Servitude case in hands of jury

Deliberations continue today

? Prosecutors said Thursday that a Newton couple operated a “house of horrors kept financially afloat by fraud” in which they enslaved mentally ill residents and forced them to work naked and engage in sexual acts, while billing the government and their families for the therapy.

Arlan Kaufman, 69, and his wife, Linda, 62, are being tried in U.S. District Court on more than 30 federal charges – including health care fraud, Medicare fraud, forced labor and holding clients in involuntary servitude – related to the treatment of residents at the Kaufman House Residential Treatment Center.

Jurors, who began deliberating the case Thursday afternoon, did not reach a verdict and went home for the evening. They were to resume deliberations today.

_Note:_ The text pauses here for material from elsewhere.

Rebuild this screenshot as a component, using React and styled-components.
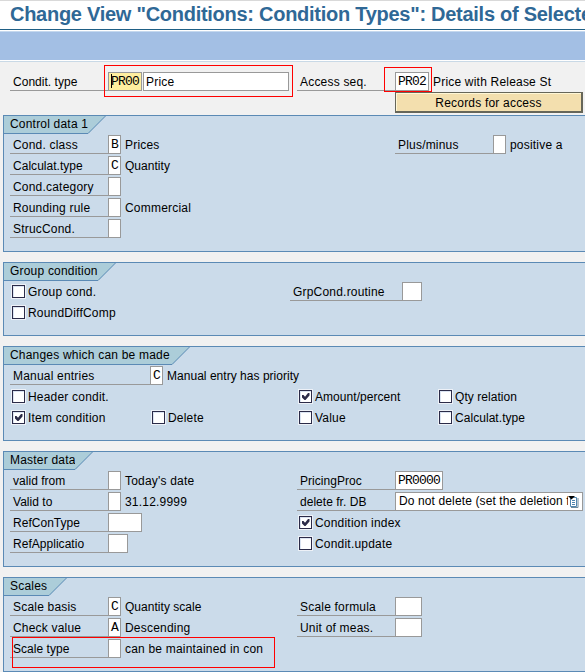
import React from 'react';
import styled, { createGlobalStyle } from 'styled-components';

const GlobalStyle = createGlobalStyle`
    * {
        box-sizing: border-box;
    }
    body {
        margin: 0;
        background: #f1f1f1;
        color: #000;
        font: 12px/18px "Liberation Sans", Arial, sans-serif;
        letter-spacing: .2px;
        overflow: hidden;
    }
`;

const Field = ({ label, labelWidth = 98, width = 13, value, text, active, tight, tightText, children }) => (
    <Cell>
        <Label $width={labelWidth} $tight={tight}>{label}</Label>
        <Input $width={width} $active={active}>
            {active && <Cursor />}
            {value}
        </Input>
        {children}
        {text && <Description $tight={tightText}>{text}</Description>}
    </Cell>
);

const Check = ({ label, checked, tight }) => (
    <Cell>
        <Box>
            {checked && (
                <svg width="9" height="9" viewBox="0 0 9 9">
                    <path d="M1 3 H2.5 L4 4.8 L7 1 H8.5 V3.5 L4.5 8 H3.5 L1 5.5 Z" fill="#2b2b48" />
                </svg>
            )}
        </Box>
        <CheckLabel $tight={tight}>{label}</CheckLabel>
    </Cell>
);

const Group = ({ title, tab, height, children }) => (
    <Panel $height={height}>
        <TabRow>
            <Tab $width={tab}>{title}</Tab>
            <svg width="18" height="18" viewBox="0 0 18 18">
                <path d="M0 0 H17.5 L0.5 17.5 H0 Z" fill="#accdd9" />
                <path d="M17.5 0 L0 17.5" stroke="#5b8ab5" fill="none" />
            </svg>
        </TabRow>
        <Rows>{children}</Rows>
    </Panel>
);

const ListIcon = () => (
    <svg width="11" height="13" viewBox="0 0 11 13">
        <path d="M2.5 2.5 H8.5 V11.5 H2.5 Z" fill="#fff" stroke="#4f86b0" />
        <path d="M10 3 V12.5 H3" fill="none" stroke="#6f8a9b" />
        <path d="M4 5.5 H7 M4 7.5 H7 M4 9.5 H7" stroke="#4f86b0" />
        <path d="M0 1 H7 L3.5 4.5 Z" fill="#000" />
    </svg>
);

const App = () => {
    return (
        <Screen>
            <GlobalStyle />
            <Title>Change View "Conditions: Condition Types": Details of Selected</Title>
            <Toolbar />
            <Head>
                <Row>
                    <Field label="Condit. type" tight width={34} value="PR00" active>
                        <NameInput>Price</NameInput>
                    </Field>
                    <Field label="Access seq." width={34} value="PR02" text="Price with Release St" />
                </Row>
                <Button>Records for access</Button>
            </Head>
            <Groups>
                <Group title="Control data 1" tab={84} height={137}>
                    <Row $cols="385px 1fr">
                        <Field label="Cond. class" value="B" text="Prices" />
                        <Field label="Plus/minus" text="positive a" />
                    </Row>
                    <Row>
                        <Field label="Calculat.type" tight value="C" text="Quantity" tightText />
                    </Row>
                    <Row>
                        <Field label="Cond.category" />
                    </Row>
                    <Row>
                        <Field label="Rounding rule" text="Commercial" />
                    </Row>
                    <Row>
                        <Field label="StrucCond." />
                    </Row>
                </Group>
                <Group title="Group condition" tab={94} height={74}>
                    <Row $cols="280px 1fr">
                        <Check label="Group cond." />
                        <Field label="GrpCond.routine" labelWidth={112} width={20} />
                    </Row>
                    <Row>
                        <Check label="RoundDiffComp" />
                    </Row>
                </Group>
                <Group title="Changes which can be made" tab={168} height={95}>
                    <Row $cols="1fr">
                        <Field label="Manual entries" labelWidth={140} value="C" text="Manual entry has priority" tightText />
                    </Row>
                    <Row $cols="287px 140px 1fr">
                        <Check label="Header condit." />
                        <Check label="Amount/percent" checked tight />
                        <Check label="Qty relation" tight />
                    </Row>
                    <Row $cols="140px 147px 140px 1fr">
                        <Check label="Item condition" checked />
                        <Check label="Delete" />
                        <Check label="Value" />
                        <Check label="Calculat.type" tight />
                    </Row>
                </Group>
                <Group title="Master data" tab={71} height={116}>
                    <Row>
                        <Field label="valid from" tight text="Today's date" />
                        <Field label="PricingProc" tight width={48} value="PR0000" />
                    </Row>
                    <Row>
                        <Field label="Valid to" tight text="31.12.9999" />
                        <Cell>
                            <Label $width={98} $tight>delete fr. DB</Label>
                            <Select>
                                <SelectText>Do not delete (set the deletion flag)</SelectText>
                                <ListIcon />
                            </Select>
                        </Cell>
                    </Row>
                    <Row>
                        <Field label="RefConType" tight width={34} />
                        <Check label="Condition index" checked />
                    </Row>
                    <Row>
                        <Field label="RefApplicatio" tight width={20} />
                        <Check label="Condit.update" />
                    </Row>
                </Group>
                <Group title="Scales" tab={45} height={95}>
                    <Row>
                        <Field label="Scale basis" value="C" text="Quantity scale" tightText />
                        <Field label="Scale formula" width={27} />
                    </Row>
                    <Row>
                        <Field label="Check value" value="A" text="Descending" />
                        <Field label="Unit of meas." width={27} />
                    </Row>
                    <Row>
                        <Field label="Scale type" tight text="can be maintained in con" />
                    </Row>
                </Group>
            </Groups>
            <Mark $x={104} $y={65} $w={189} $h={32} />
            <Mark $x={384} $y={67} $w={48} $h={25} />
            <Mark $x={12} $y={637} $w={263} $h={31} />
        </Screen>
    );
}

const Screen = styled.div`
    position: relative;
    width: 585px;
    height: 672px;
    overflow: hidden;
    white-space: nowrap;
`;

const Title = styled.h1`
    height: 30px;
    margin: 0;
    padding-left: 10px;
    border-top: 1px solid #d9d9d9;
    border-bottom: 1px solid #1f5f85;
    background: #fff;
    color: #2f6896;
    font-size: 20px;
    line-height: 27px;
    letter-spacing: -.27px;
    overflow: hidden;
`;

const Toolbar = styled.div`
    height: 32px;
    background: #a3bfe4;
    border-top: 1px solid #fff;
    border-bottom: 1px solid #c9d9e6;
    box-shadow: inset 0 1px #c5d8ee, inset 0 -1px #fff;
`;

const Head = styled.div`
    height: 53px;
    padding: 10px 0 0 10px;
`;

const Row = styled.div`
    display: grid;
    grid-template-columns: ${props => props.$cols || '287px 1fr'};
    height: 19px;
`;

const Cell = styled.div`
    display: flex;
    height: 19px;
    min-width: 0;
`;

const Label = styled.span`
    flex: none;
    width: ${props => props.$width}px;
    padding-left: 3px;
    line-height: 21px;
    letter-spacing: ${props => props.$tight ? '.03px' : '.2px'};
    border-bottom: 1px solid #999;
`;

const Input = styled.div`
    flex: none;
    display: flex;
    width: ${props => props.$width}px;
    height: 19px;
    padding-left: 2px;
    border: 1px solid #999;
    background: ${props => props.$active ? '#ffee9f' : '#fff'};
    font: 13px/17px "Liberation Mono", monospace;
    letter-spacing: -.8px;
`;

const Cursor = styled.i`
    width: 1px;
    height: 14px;
    margin: 1px -1px 0 0;
    background: #000;
`;

const NameInput = styled.div`
    width: 146px;
    margin-left: 1px;
    padding-left: 2px;
    border: 1px solid #999;
    background: #fff;
    line-height: 19px;
`;

const Description = styled.span`
    padding-left: 4px;
    line-height: 21px;
    letter-spacing: ${props => props.$tight ? '.03px' : '.2px'};
`;

const Button = styled.button`
    display: block;
    width: 188px;
    height: 21px;
    margin: 1px 0 0 385px;
    padding: 1px 0 0;
    border: 1px solid #666659;
    border-width: 1px 2px 2px 1px;
    box-shadow: inset 1px 1px #fff7d6;
    background: #f3dfae;
    color: #000;
    font: inherit;
    letter-spacing: .2px;
`;

const Groups = styled.div`
    display: flex;
    flex-direction: column;
    gap: 10px;
    padding-left: 3px;
`;

const Panel = styled.section`
    height: ${props => props.$height}px;
    border: 1px solid #5b8ab5;
    border-right: none;
    background: #cbdbea;
`;

const TabRow = styled.div`
    display: flex;
    height: 18px;
`;

const Tab = styled.div`
    width: ${props => props.$width}px;
    padding-left: 6px;
    line-height: 17px;
    border-bottom: 1px solid #5b8ab5;
    background: #accdd9;
`;

const Rows = styled.div`
    display: grid;
    gap: 2px;
    padding: 1px 0 0 6px;
`;

const Box = styled.span`
    display: flex;
    align-items: center;
    justify-content: center;
    flex: none;
    width: 13px;
    height: 13px;
    margin: 3px 3px 0 2px;
    border: 1px solid #2b2b48;
    box-shadow: 0 0 0 1px #edf1f7, inset 1px 1px #dbe4f2;
    background: #fff;
`;

const CheckLabel = styled.span`
    line-height: 21px;
    letter-spacing: ${props => props.$tight ? '.05px' : '.2px'};
`;

const Select = styled(Input)`
    width: 188px;
    align-items: center;
    padding: 0 3px;
    font: inherit;
    letter-spacing: .12px;

    svg {
        flex: none;
    }
`;

const SelectText = styled.span`
    flex: 1;
    min-width: 0;
    overflow: hidden;
    line-height: 17px;
`;

const Mark = styled.div`
    position: absolute;
    left: ${props => props.$x}px;
    top: ${props => props.$y}px;
    width: ${props => props.$w}px;
    height: ${props => props.$h}px;
    border: 1px solid #f00;
`;

export default App;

Arlan Kaufman’s defense attorney, Tom Haney, closed out his case saying video footage of the alleged crimes proved nothing other than successful treatment. Haney also said government agencies have been after the social worker for decades for his unconventional therapy.

Linda Kaufman’s attorney, Steve Joseph, argued prosecutors had no solid evidence against her.

Federal prosecutors contend the Kaufmans controlled the lives of mentally ill residents, including deciding who could wear clothes. They are accused of forcing residents to masturbate, fondle each other and shave each other’s genitals – or as Justice Department civil rights lawyer Kristy Parker put it in closing arguments, making the mentally ill into “uncompensated actors in a never-ending pornographic show.”

The Kaufmans are accused of crimes dating to as early as 1984. The servitude counts arise from manual labor the residents did at the Kaufmans’ farm and from their part in the videos.

Parker said the Kaufmans had an obsession with nudity. She noted that Arlan Kaufman focused on residents’ genitals in the videotapes and secretly made tapes of people at a nudist colony.

She said the Kaufmans used pure psychological coercion to control their mentally ill patients, likening it to “a cult dominated by the leadership of Arlan Kaufman.”

Defense downplays videos

Assistant U.S. Atty. Tanya Treadway ended her closing arguments with the words of one mentally ill resident who testified: “What happened at the Kaufman House was an abomination. : It was no delusion.”

Haney, representing Arlan Kaufman, downplayed videos that prosecutors called “stomach-turning,” saying the acts depicted in them happen hundreds of times a day.

Haney said the hours of footage showed only one incident in which residents engaged in oral sex and three incidents where his client may have been touching patients’ genitals.

Prosecutors cited residents’ testimony alleging such fondling happened hundreds of times.

Haney urged jurors to look at the tapes and see how happy the residents were.

“It was therapy. No one was harmed; they were helped,” he said.

He told jurors the more theatrical the allegation, the more suspect they should be of it.

“This is not a cult-like Charles Manson facility,” Haney said. “There was no crime.”

Haney said Arlan Kaufman dedicated decades to the mentally ill and was successful in his unconventional treatments.

“When you strip away all the adjectives, all the outrage : and look at the results, you will find Dr. Kaufman not guilty of a single charge,” Haney said.

Joseph, the attorney for Linda Kaufman, told jurors the evidence against his client is weak but prosecutors want the evidence against her husband to “slop over” to her case.

He noted that in one of the few videos that showed Linda Kaufman, she was sitting in a therapy session reading the newspaper and did not even look at the nude mentally ill resident.